**Collected data:**
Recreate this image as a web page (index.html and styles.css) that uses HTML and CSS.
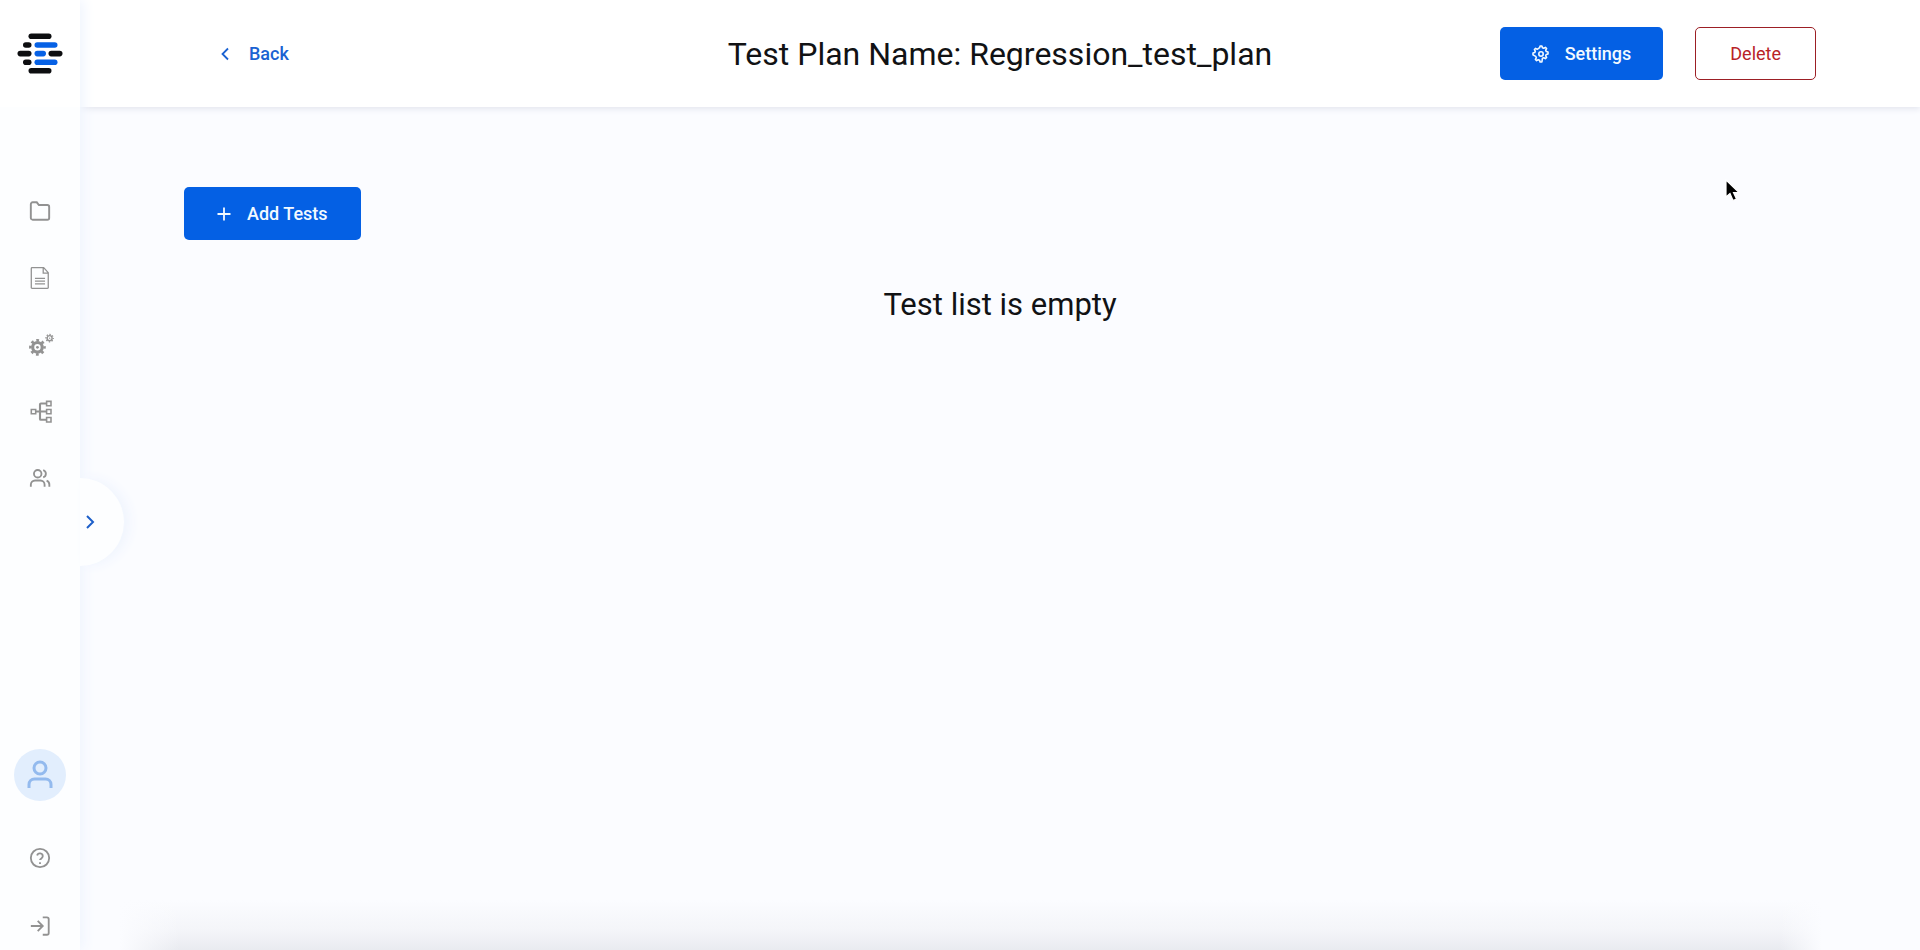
FILE: index.html
```html
<!DOCTYPE html>
<html lang="en">
<head>
<meta charset="utf-8">
<meta name="viewport" content="width=device-width, initial-scale=1">
<title>Test Plan</title>
<link rel="stylesheet" href="styles.css">
</head>
<body class="app">
<aside class="sidebar">
  <a class="logo" href="#" aria-label="Home">
    <svg width="46" height="42" viewBox="0 0 46 42" fill="#0d0e10">
      <rect x="11.500" y="0.500" width="23" height="5.600" rx="2.800"/>
      <rect x="6" y="9.200" width="8.500" height="5.600" rx="2.800"/>
      <rect x="17.500" y="9.200" width="23" height="5.600" rx="2.800" fill="#0661e5"/>
      <rect x="0.500" y="17.800" width="14" height="5.600" rx="2.800"/>
      <rect x="17.500" y="17.800" width="11.500" height="5.600" rx="2.800" fill="#0661e5"/>
      <rect x="31.500" y="17.800" width="14" height="5.600" rx="2.800"/>
      <rect x="6" y="26.400" width="8.500" height="5.600" rx="2.800"/>
      <rect x="17.500" y="26.400" width="23" height="5.600" rx="2.800" fill="#0661e5"/>
      <rect x="11.500" y="35" width="23" height="5.600" rx="2.800"/>
    </svg>
  </a>
  <nav class="nav" aria-label="Main">
    <a class="nav-link" href="#" aria-label="Projects">
      <svg class="icon" viewBox="0 0 24 24" stroke-width="2.100"><path d="M22 19.500a2 2 0 0 1-2 2H4a2 2 0 0 1-2-2v-15a2 2 0 0 1 2-2h4.500l2.300 3H20a2 2 0 0 1 2 2z"/></svg>
    </a>
    <a class="nav-link" href="#" aria-label="Documents">
      <svg class="icon" viewBox="0 0 24 24" stroke-width="1.400"><path d="M3.500.7H16l5 5.500v16.300a.8.8 0 0 1-.8.8H3.300a.8.800 0 0 1-.8-.8V1.500a.8.800 0 0 1 .8-.8zM15.500.8v5.900H21M6.500 12.500h11M6.500 15.500h11M6.500 18.500h11"/></svg>
    </a>
    <a class="nav-link" href="#" aria-label="Configuration">
      <svg class="icon" viewBox="0 0 24 24">
        <circle cx="9.200" cy="14.500" r="5.200" stroke-width="3.400"/>
        <circle cx="9.200" cy="14.500" r="7.700" stroke-width="2.800" stroke-dasharray="3 3.048" stroke-dashoffset="1.500"/>
        <circle cx="9.200" cy="14.500" r="1.500" fill="currentColor" stroke="none"/>
        <circle cx="22.500" cy="4.500" r="2.700" stroke-width="1.500"/>
        <circle cx="22.500" cy="4.500" r="4" stroke-width="1.400" stroke-dasharray="1.500 1.642" stroke-dashoffset=".75"/>
        <circle cx="22.500" cy="4.500" r=".8" fill="currentColor" stroke="none"/>
      </svg>
    </a>
    <a class="nav-link" href="#" aria-label="Environments">
      <svg class="icon" viewBox="0 0 24 24" stroke-width="1.700"><path stroke-width="2.300" d="M7.500 11.500h11.500M19 2.700h-6a1 1 0 0 0-1 1v15.800a1 1 0 0 0 1 1h6"/><path d="M2.500 9.200h4.800v4.800H2.500zM19.200.4H24v4.800h-4.800zM19.200 9.200H24v4.800h-4.800zM19.200 18.100H24v4.800h-4.800z"/></svg>
    </a>
    <a class="nav-link" href="#" aria-label="Team">
      <svg class="icon" viewBox="0 0 24 24" stroke-width="2"><path d="M2 20.500v-2.300a4.600 4.600 0 0 1 4.600-4.600h5.800a4.600 4.600 0 0 1 4.600 4.600v2.300M22.200 20.500v-2.300a4.600 4.600 0 0 0-3-4.500M15.500 2.300a4.200 4.200 0 0 1 0 8"/><circle cx="9.500" cy="6.300" r="4.100"/></svg>
    </a>
  </nav>
  <button class="expand" type="button" aria-label="Expand menu">
    <svg width="10" height="14" viewBox="0 0 10 14" fill="none" stroke="#1d5fc9" stroke-width="2"><path d="M2 1l6 6-6 6"/></svg>
  </button>
  <div class="account">
    <a class="avatar" href="#" aria-label="Profile">
      <svg width="28" height="30" viewBox="0 0 28 30" fill="none" stroke="#93baee" stroke-width="3"><circle cx="14" cy="8" r="6"/><path d="M3 28v-3.500a5.500 5.500 0 0 1 5.500-5.500h11a5.500 5.500 0 0 1 5.500 5.500V28"/></svg>
    </a>
    <a class="account-link" href="#" aria-label="Help">
      <svg class="icon" viewBox="0 0 24 24" stroke-width="2"><circle cx="12" cy="12" r="10"/><path d="M8.900 9.300a3.100 3.100 0 0 1 6.100.900c0 2.100-3 2.800-3 4M12 16.500v2"/></svg>
    </a>
    <a class="account-link" href="#" aria-label="Log out">
      <svg class="icon" viewBox="0 0 24 24" stroke-width="2"><path d="M2 12h13M9.500 6.500L15 12l-5.500 5.500M15 2.500h4.500a2 2 0 0 1 2 2v15a2 2 0 0 1-2 2H15"/></svg>
    </a>
  </div>
</aside>
<div class="page">
  <header class="header">
    <a class="back" href="#">
      <svg width="8" height="14" viewBox="0 0 8 14" fill="none" stroke="currentColor" stroke-width="1.800"><path d="M7 1.500L1.500 7 7 12.500"/></svg>
      Back
    </a>
    <h1 class="title">Test Plan Name: Regression_test_plan</h1>
    <div class="actions">
      <button class="button button-primary button-settings" type="button">
        <svg width="18" height="18" viewBox="0 0 18 18" fill="none" stroke="currentColor" stroke-width="1.600" stroke-linejoin="round"><path d="M7.600 2.700L8.100 1h1.800l.5 1.700 1.400.600 1.600-.9 1.200 1.200-.9 1.600.6 1.400 1.700.5v1.800l-1.700.5-.6 1.400.9 1.600-1.200 1.200-1.600-.9-1.400.6L9.900 17H8.100l-.5-1.700-1.400-.6-1.600.9-1.200-1.200.9-1.600-.6-1.400L1 9.900V8.100l1.700-.5.600-1.400-.9-1.600 1.200-1.200 1.600.9z"/><circle cx="9" cy="9" r="2.200"/></svg>
        Settings
      </button>
      <button class="button button-danger" type="button">Delete</button>
    </div>
  </header>
  <main class="content">
    <button class="button button-primary" type="button">
      <svg width="14" height="14" viewBox="0 0 14 14" fill="none" stroke="currentColor" stroke-width="1.800"><path d="M7 .5v13M.5 7h13"/></svg>
      Add Tests
    </button>
    <h2 class="empty">Test list is empty</h2>
  </main>
</div>
<svg class="pointer" width="16" height="24" viewBox="0 0 16 24"><path d="M1 1v17l4-3.500 3 7 3.500-1.500-3-6.500H14z" fill="#000" stroke="#fff" stroke-width="1.200"/></svg>
</body>
</html>
```
FILE: styles.css
```css
* {
  box-sizing: border-box;
}

.app {
  position: relative;
  display: flex;
  min-height: 100vh;
  margin: 0;
  background: #fbfcff;
  color: #111214;
  font-family: Roboto, "Liberation Sans", sans-serif;
  font-size: 18px;
}

.sidebar {
  position: relative;
  z-index: 2;
  display: flex;
  flex: none;
  flex-direction: column;
  align-items: center;
  width: 80px;
  padding-bottom: 13px;
  background: #fdfeff;
  box-shadow: 4px 0 12px #f0f5fe;
}

.logo {
  display: flex;
  align-items: center;
  justify-content: center;
  width: 80px;
  height: 107px;
  background: #fff;
}

.nav {
  display: flex;
  flex-direction: column;
  gap: 45px;
  margin-top: 93px;
}

.nav-link,
.account-link {
  display: flex;
  color: #929292;
}

.icon {
  width: 22px;
  height: 22px;
  overflow: visible;
  fill: none;
  stroke: currentColor;
}

.expand {
  position: absolute;
  top: 478px;
  left: 80px;
  display: flex;
  align-items: center;
  width: 44px;
  height: 88px;
  padding: 0 0 0 5px;
  border: 0;
  border-radius: 0 44px 44px 0;
  background: #fdfeff;
  box-shadow: 6px 0 12px #f0f5fe;
}

.account {
  display: flex;
  flex-direction: column;
  align-items: center;
  gap: 46px;
  margin-top: auto;
}

.avatar {
  display: flex;
  align-items: center;
  justify-content: center;
  width: 52px;
  height: 52px;
  border-radius: 50%;
  background: #e2eefd;
}

.page {
  flex: 1;
  min-width: 0;
  background:
    linear-gradient(to right, #fbfcff 40px, transparent 100px) bottom / 100% 50px no-repeat,
    linear-gradient(to left, #fbfcff 98px, transparent 140px) bottom / 100% 50px no-repeat,
    linear-gradient(to top, #e9ebf0, #f4f5f9 20px, #fbfcff 50px);
}

.header {
  display: grid;
  grid-template-columns: 1fr auto 1fr;
  align-items: center;
  height: 107px;
  padding: 0 104px;
  background: #fff;
  box-shadow: 0 2px 6px #e3e5ee;
}

.back {
  display: flex;
  align-items: center;
  justify-self: start;
  gap: 20px;
  padding-left: 37px;
  color: #1a62d2;
  font-weight: 500;
  text-decoration: none;
}

.title,
.empty {
  margin: 0;
  font-weight: 400;
  line-height: 40px;
}

.title {
  font-size: 32px;
}

.empty {
  margin-top: 45px;
  font-size: 31px;
  text-align: center;
}

.actions {
  display: flex;
  justify-content: flex-end;
  gap: 32px;
}

.button {
  display: flex;
  align-items: center;
  gap: 16px;
  height: 53px;
  padding: 0 32px;
  border: 1px solid transparent;
  border-radius: 5px;
  font: inherit;
  font-weight: 500;
}

.button-primary {
  background: #0460e4;
  color: #f2f9ff;
}

.button-settings {
  gap: 15px;
  padding: 0 31px;
}

.button-danger {
  padding: 0 34px;
  border-color: #9c1f25;
  background: #fff;
  color: #b92327;
  font-weight: 400;
}

.content {
  padding: 80px 104px;
}

.pointer {
  position: absolute;
  z-index: 3;
  top: 179px;
  left: 1725px;
}
```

**Written exercise:** Scan the material above for the word "styles". Copy each line where it occurs.

**Written solution:**
Recreate this image as a web page (index.html and styles.css) that uses HTML and CSS.
<link rel="stylesheet" href="styles.css">
FILE: styles.css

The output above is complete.